Pooled byte arrays - Retry 3 times

In this use case the application uses the same ArrayPool technique to rent a data array for the request, but it has a retry resiliency enabled, which will make the application retry failing requests. There is no wait time or backoff policy configured between the retries.

The total allocated memory is 10.435 MB and the max heap size is 10.385 MB. There is a single induced GC event before the application exits.

GC Events Summary

In this use case we notice a similar behavior and comparison to the non-pool tests. The application uses slightly more memory, which is because some of the HTTP requests needs to be retried, hence these requests keep on to data rented data array for a longer time. It means more requests will end up running overlapped, so more byte arrays will be required from ArrayPool will result it allocating more pooled objects.

GC Events Details

Pooled byte arrays - Wait and Retry 3 times

In this use case the application uses an ArrayPool to pool the byte arrays for the request, and it also waits with an exponential backoff policy if a request fails, before the retry.

The total allocated memory is 19.878 MB and the max heap size is 19.510 MB. If we look at the GC events, there is a one triggered by AllocSmall and one induced before application exits.

Wait and Retry GC Events summary

Looking at the individual events we may notice that most of the memory is promoted to higher generation and eventually to Gen2.

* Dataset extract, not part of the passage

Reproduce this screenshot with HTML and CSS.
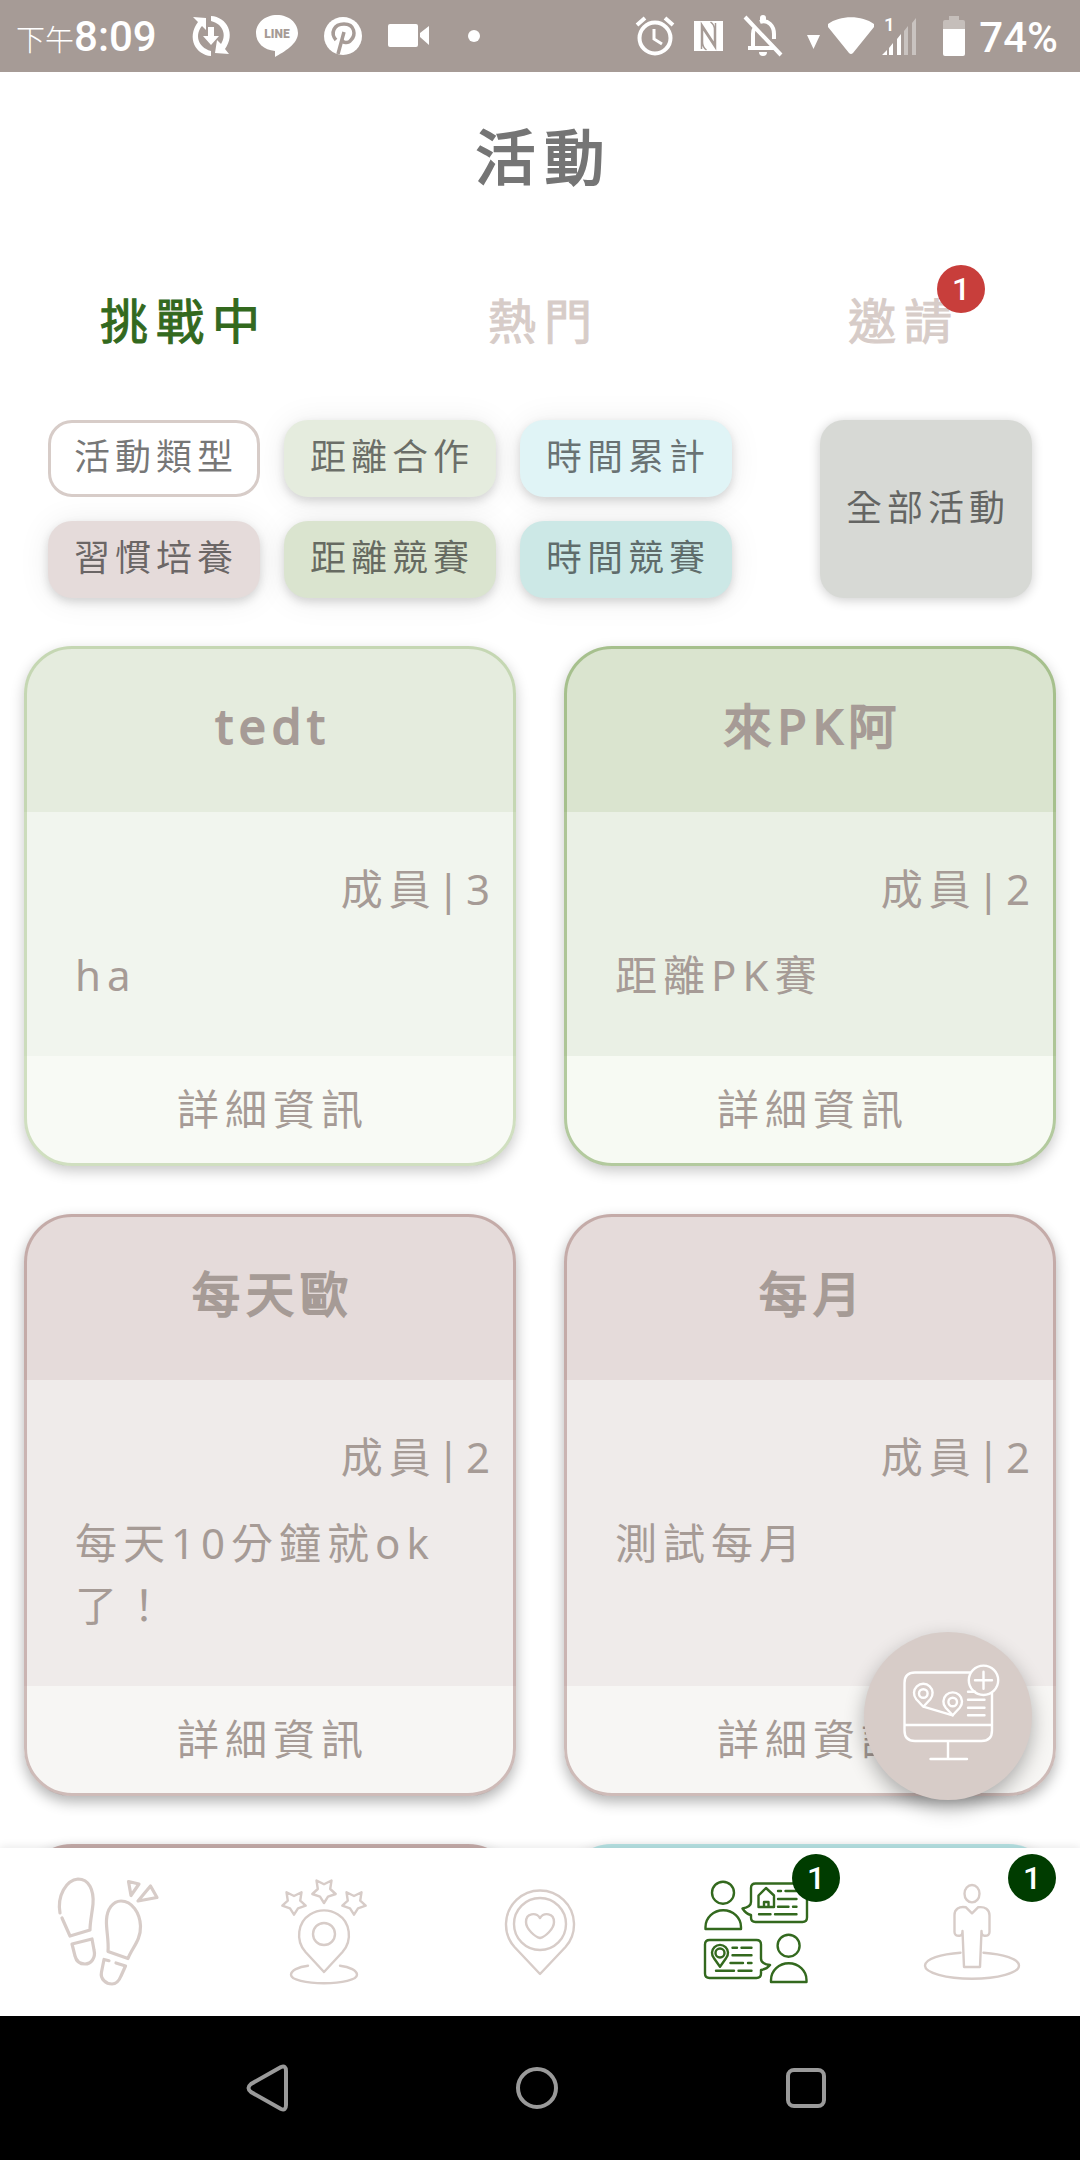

Wait and Retry GC Events detailed

Final thought, the implementation of ArrayPool: TlsOverPerCoreLockedStacksArrayPool does have a trimming logic that may free up some of the unused pooled objects on a full garbage collection.

Summary

The tests above show examples on how a retry policy and memory management technique may have an effect on the application's memory footprint. I find it useful to be aware of such behavior patterns, but nobody should deduce broad conclusions based on these. Every application is different, requests can be differently sized, numbered, their duration vary, that all may result significantly different generation sizes. As a general rule, always measure the application first.